◆ YOUR INSTRUCTIONS
Your task is to reproduce, verbatim and without pictures, the lines from the opening of the listing through the line containing "const OVERSEAS = 'overseas inflow';".

- - -

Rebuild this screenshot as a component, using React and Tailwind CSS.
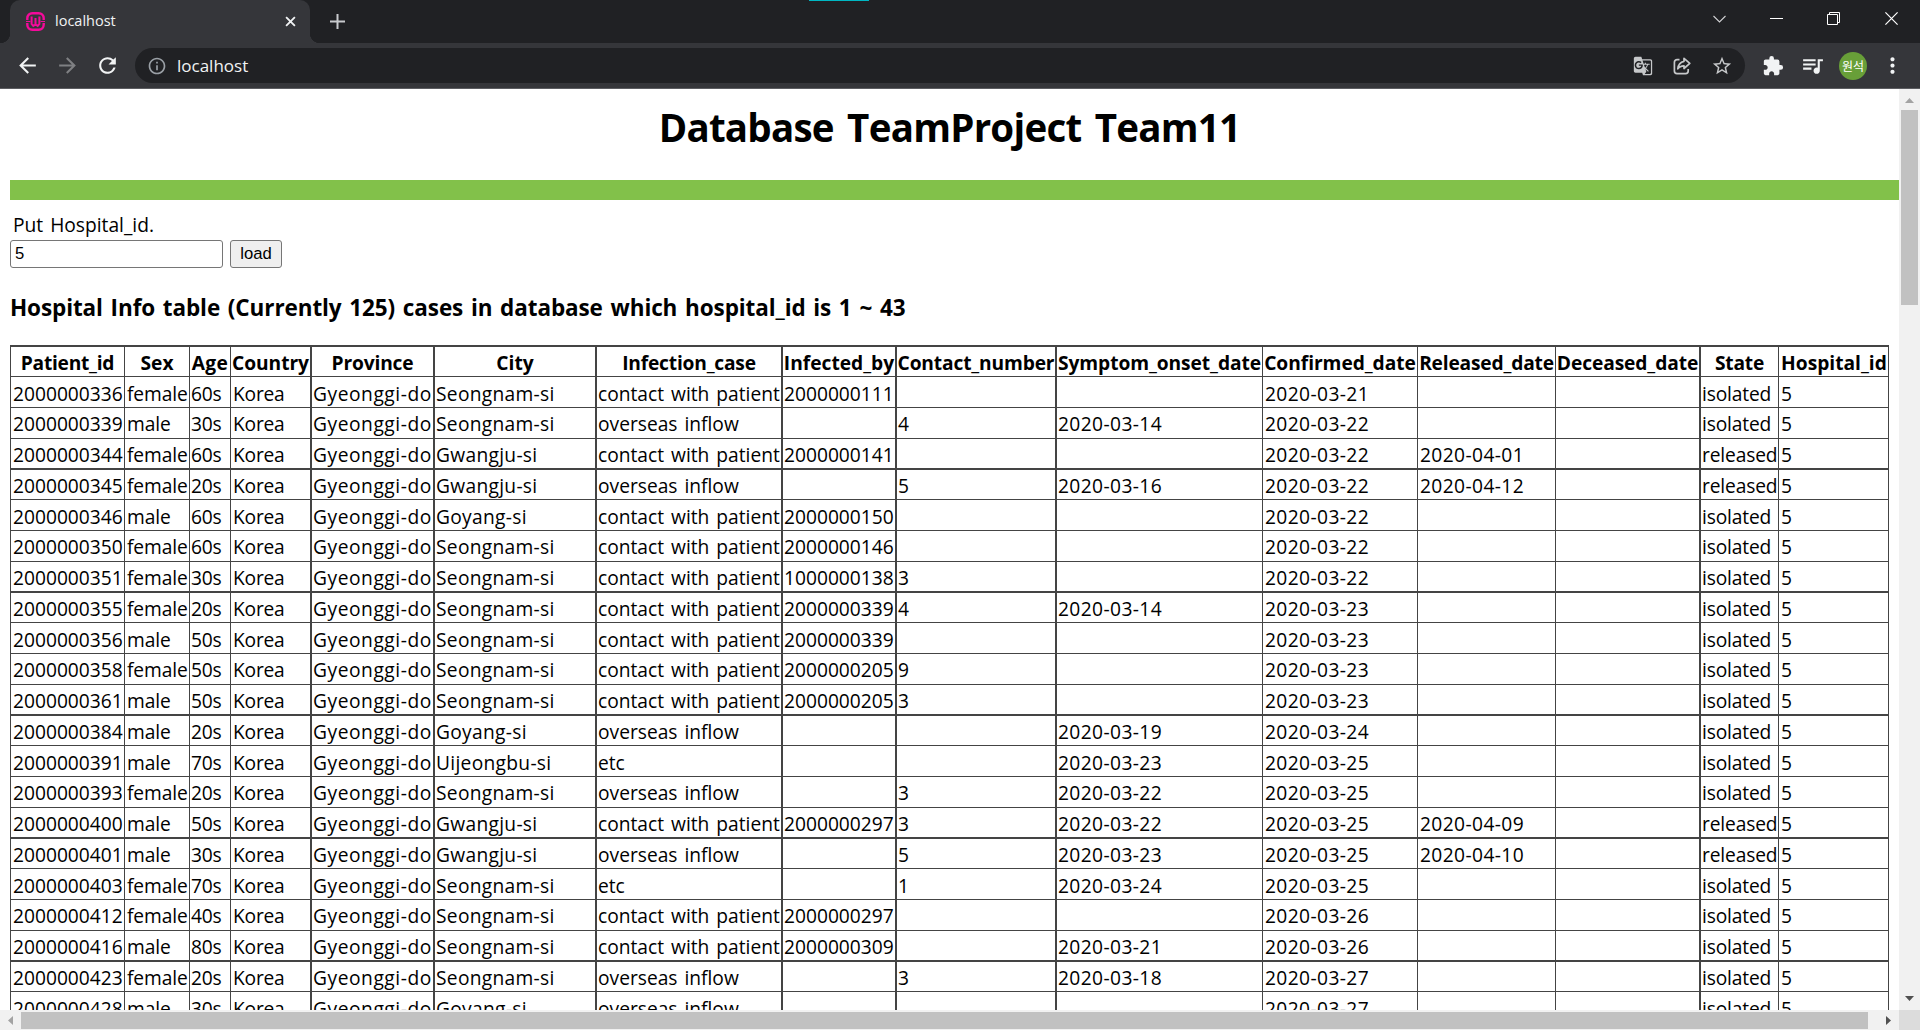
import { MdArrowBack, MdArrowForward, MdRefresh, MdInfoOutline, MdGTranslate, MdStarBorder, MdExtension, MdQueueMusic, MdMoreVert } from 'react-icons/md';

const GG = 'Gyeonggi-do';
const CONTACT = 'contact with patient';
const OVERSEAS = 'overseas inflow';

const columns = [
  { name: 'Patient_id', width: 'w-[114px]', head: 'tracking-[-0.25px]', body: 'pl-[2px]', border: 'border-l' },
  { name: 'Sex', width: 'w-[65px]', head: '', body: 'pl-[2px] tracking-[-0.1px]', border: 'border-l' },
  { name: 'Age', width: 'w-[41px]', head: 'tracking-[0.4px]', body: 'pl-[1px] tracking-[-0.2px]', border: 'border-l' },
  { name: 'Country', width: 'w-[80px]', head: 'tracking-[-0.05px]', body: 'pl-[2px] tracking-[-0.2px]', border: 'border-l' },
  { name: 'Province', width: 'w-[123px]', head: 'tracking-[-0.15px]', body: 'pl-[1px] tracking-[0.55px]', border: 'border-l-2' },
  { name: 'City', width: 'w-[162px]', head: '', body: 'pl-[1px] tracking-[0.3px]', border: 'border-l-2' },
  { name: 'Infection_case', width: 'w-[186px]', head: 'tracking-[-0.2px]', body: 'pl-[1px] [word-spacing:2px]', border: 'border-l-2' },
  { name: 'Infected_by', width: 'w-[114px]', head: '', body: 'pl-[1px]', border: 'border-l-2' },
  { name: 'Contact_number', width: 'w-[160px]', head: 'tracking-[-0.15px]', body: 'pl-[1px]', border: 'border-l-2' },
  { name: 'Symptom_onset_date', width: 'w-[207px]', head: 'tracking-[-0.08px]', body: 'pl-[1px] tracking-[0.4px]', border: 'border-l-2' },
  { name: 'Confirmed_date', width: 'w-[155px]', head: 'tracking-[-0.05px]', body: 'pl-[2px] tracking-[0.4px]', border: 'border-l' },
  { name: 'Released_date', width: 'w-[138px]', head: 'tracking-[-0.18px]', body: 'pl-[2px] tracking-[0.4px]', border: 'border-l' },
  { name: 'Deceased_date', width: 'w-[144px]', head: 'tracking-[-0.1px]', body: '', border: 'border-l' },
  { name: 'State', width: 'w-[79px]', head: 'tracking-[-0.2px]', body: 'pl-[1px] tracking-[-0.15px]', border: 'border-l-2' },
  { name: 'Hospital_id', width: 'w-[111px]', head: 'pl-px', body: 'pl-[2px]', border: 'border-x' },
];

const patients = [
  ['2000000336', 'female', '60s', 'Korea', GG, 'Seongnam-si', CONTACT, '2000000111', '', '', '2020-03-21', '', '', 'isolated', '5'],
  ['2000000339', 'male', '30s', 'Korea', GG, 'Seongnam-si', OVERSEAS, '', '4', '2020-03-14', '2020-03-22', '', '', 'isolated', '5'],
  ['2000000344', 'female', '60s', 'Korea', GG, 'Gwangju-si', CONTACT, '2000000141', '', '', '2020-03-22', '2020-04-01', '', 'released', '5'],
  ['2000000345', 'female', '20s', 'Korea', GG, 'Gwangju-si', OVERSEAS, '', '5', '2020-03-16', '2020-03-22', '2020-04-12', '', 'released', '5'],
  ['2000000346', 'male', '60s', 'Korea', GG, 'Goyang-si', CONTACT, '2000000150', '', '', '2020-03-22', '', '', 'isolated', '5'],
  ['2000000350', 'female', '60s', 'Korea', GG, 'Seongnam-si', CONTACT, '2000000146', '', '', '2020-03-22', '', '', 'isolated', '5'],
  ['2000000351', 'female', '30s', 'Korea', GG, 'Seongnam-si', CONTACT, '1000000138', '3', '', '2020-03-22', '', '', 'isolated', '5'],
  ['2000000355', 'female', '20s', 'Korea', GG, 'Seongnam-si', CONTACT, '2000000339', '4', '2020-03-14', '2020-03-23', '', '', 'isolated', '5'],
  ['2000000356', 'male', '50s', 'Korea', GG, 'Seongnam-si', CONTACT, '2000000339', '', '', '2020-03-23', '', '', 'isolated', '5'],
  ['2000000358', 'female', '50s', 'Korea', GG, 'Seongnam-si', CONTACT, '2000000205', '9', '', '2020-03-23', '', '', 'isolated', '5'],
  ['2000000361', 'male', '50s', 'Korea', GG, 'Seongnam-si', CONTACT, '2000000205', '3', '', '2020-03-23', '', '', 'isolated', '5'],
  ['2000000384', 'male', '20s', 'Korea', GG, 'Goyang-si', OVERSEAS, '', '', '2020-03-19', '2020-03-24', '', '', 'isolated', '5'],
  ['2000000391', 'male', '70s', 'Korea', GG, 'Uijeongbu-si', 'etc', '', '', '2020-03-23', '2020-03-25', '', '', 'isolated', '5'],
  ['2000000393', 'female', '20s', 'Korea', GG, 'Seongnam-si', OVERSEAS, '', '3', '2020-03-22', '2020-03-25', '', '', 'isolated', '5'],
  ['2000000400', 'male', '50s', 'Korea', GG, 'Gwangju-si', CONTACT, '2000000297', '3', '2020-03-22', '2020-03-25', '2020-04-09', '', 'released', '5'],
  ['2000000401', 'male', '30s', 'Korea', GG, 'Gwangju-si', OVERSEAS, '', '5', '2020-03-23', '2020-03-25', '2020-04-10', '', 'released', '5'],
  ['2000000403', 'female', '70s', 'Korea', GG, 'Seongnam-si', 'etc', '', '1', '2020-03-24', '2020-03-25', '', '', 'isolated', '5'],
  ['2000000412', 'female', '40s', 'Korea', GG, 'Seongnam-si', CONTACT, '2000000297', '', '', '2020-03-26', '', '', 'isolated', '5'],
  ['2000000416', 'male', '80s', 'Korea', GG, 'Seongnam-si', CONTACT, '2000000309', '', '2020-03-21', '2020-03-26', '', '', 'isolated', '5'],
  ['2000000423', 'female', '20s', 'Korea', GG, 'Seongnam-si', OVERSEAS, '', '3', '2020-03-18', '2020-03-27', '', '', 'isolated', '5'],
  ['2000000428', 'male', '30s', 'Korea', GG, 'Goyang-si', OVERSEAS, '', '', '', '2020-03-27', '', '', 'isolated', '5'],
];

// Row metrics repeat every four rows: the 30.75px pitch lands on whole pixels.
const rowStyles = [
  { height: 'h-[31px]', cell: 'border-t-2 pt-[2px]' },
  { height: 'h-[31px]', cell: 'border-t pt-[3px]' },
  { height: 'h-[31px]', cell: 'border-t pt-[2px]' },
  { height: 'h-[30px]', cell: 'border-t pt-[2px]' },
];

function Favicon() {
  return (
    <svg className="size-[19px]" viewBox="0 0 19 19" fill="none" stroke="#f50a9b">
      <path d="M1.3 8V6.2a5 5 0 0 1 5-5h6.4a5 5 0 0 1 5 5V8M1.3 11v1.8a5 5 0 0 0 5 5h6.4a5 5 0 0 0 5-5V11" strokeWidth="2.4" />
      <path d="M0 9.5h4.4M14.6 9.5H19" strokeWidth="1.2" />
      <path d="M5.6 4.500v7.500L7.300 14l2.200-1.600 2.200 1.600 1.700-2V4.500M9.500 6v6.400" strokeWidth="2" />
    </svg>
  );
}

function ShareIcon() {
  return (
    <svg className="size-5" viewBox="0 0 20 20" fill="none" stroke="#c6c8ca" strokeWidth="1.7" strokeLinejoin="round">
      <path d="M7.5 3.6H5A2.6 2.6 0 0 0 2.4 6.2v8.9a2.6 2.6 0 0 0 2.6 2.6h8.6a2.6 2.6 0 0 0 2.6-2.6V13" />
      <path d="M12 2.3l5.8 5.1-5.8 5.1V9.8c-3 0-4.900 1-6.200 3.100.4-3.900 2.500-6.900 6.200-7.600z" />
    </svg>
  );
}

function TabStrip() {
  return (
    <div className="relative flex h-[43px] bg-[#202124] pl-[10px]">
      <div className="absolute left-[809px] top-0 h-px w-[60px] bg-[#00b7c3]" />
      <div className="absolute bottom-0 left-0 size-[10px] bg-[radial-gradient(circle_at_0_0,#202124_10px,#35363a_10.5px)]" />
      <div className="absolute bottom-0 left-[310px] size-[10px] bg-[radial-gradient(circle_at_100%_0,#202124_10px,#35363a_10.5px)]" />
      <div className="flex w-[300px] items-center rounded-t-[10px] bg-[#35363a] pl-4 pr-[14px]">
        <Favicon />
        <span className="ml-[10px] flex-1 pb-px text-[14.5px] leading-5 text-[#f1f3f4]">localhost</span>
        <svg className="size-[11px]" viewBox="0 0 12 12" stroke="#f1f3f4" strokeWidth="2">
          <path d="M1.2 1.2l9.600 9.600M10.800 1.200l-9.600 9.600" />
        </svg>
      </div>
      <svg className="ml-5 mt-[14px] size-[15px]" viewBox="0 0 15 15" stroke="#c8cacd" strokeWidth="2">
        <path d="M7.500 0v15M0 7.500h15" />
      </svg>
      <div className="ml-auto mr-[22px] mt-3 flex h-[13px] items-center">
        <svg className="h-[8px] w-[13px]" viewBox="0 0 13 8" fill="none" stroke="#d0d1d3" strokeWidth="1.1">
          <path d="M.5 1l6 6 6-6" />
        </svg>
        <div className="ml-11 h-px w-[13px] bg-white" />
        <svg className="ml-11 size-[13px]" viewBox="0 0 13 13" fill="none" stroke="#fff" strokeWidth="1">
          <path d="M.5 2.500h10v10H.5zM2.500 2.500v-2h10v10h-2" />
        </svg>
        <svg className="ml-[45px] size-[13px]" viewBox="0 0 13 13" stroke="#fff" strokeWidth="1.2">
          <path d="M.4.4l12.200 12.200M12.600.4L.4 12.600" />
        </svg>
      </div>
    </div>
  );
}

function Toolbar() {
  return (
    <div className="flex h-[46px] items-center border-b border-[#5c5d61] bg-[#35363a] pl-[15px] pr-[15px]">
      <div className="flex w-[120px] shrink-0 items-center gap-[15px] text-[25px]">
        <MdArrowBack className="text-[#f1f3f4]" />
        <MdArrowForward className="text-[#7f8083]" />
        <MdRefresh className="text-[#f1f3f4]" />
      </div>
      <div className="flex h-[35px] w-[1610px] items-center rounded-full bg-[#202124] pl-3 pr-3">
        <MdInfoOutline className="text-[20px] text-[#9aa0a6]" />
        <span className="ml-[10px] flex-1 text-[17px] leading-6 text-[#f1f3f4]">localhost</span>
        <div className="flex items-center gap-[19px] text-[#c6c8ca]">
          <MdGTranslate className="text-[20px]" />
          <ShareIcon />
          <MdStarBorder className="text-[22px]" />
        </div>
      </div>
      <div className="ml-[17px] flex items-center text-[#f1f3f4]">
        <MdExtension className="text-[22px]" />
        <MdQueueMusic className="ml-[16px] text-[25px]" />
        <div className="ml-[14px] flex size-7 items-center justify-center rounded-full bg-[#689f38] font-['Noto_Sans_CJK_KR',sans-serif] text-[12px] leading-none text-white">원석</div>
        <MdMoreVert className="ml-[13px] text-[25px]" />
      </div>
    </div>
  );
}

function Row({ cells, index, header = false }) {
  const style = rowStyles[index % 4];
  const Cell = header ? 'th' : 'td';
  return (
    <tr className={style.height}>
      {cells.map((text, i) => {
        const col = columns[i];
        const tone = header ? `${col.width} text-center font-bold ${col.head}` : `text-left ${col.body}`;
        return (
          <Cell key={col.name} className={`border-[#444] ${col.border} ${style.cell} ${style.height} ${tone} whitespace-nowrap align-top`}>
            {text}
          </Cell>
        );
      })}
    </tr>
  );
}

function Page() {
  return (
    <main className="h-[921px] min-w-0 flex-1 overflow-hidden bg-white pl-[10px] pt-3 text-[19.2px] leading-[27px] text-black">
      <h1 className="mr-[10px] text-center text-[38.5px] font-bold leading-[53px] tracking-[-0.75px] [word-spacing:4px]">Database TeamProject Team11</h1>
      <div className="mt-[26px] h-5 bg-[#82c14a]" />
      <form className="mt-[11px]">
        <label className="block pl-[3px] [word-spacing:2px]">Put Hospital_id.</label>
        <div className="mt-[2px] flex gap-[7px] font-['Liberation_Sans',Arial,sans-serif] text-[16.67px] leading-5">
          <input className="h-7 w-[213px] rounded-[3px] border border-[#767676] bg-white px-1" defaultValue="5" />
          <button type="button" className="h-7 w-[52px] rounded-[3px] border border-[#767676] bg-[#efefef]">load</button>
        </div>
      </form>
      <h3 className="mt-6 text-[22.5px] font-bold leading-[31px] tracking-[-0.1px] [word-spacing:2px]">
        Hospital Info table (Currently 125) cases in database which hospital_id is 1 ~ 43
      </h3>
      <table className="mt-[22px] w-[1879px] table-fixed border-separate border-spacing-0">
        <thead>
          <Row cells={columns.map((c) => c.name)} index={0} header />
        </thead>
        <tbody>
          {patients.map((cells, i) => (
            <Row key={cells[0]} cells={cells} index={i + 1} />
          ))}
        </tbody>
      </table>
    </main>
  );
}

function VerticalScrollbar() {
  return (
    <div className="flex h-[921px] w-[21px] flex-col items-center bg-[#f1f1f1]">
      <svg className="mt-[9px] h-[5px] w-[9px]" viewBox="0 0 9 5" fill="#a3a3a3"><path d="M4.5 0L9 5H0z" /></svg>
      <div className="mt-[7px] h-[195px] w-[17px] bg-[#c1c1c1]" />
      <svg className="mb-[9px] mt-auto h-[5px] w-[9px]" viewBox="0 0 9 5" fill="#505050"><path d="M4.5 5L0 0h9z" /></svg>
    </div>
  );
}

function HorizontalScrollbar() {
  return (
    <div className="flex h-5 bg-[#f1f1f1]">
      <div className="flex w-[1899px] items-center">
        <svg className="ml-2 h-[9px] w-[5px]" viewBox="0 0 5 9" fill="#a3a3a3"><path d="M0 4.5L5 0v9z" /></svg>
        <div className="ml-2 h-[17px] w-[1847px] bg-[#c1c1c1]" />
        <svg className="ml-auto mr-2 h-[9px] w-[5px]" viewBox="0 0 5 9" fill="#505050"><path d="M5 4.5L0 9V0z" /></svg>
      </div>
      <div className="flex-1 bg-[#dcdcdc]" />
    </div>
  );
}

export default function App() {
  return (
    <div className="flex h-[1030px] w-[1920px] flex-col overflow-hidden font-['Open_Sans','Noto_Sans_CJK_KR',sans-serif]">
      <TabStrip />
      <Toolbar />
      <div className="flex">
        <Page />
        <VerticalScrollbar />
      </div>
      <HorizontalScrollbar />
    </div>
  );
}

- - -

◆ COMPLETE RESPONSE
Rebuild this screenshot as a component, using React and Tailwind CSS.
import { MdArrowBack, MdArrowForward, MdRefresh, MdInfoOutline, MdGTranslate, MdStarBorder, MdExtension, MdQueueMusic, MdMoreVert } from 'react-icons/md';

const GG = 'Gyeonggi-do';
const CONTACT = 'contact with patient';
const OVERSEAS = 'overseas inflow';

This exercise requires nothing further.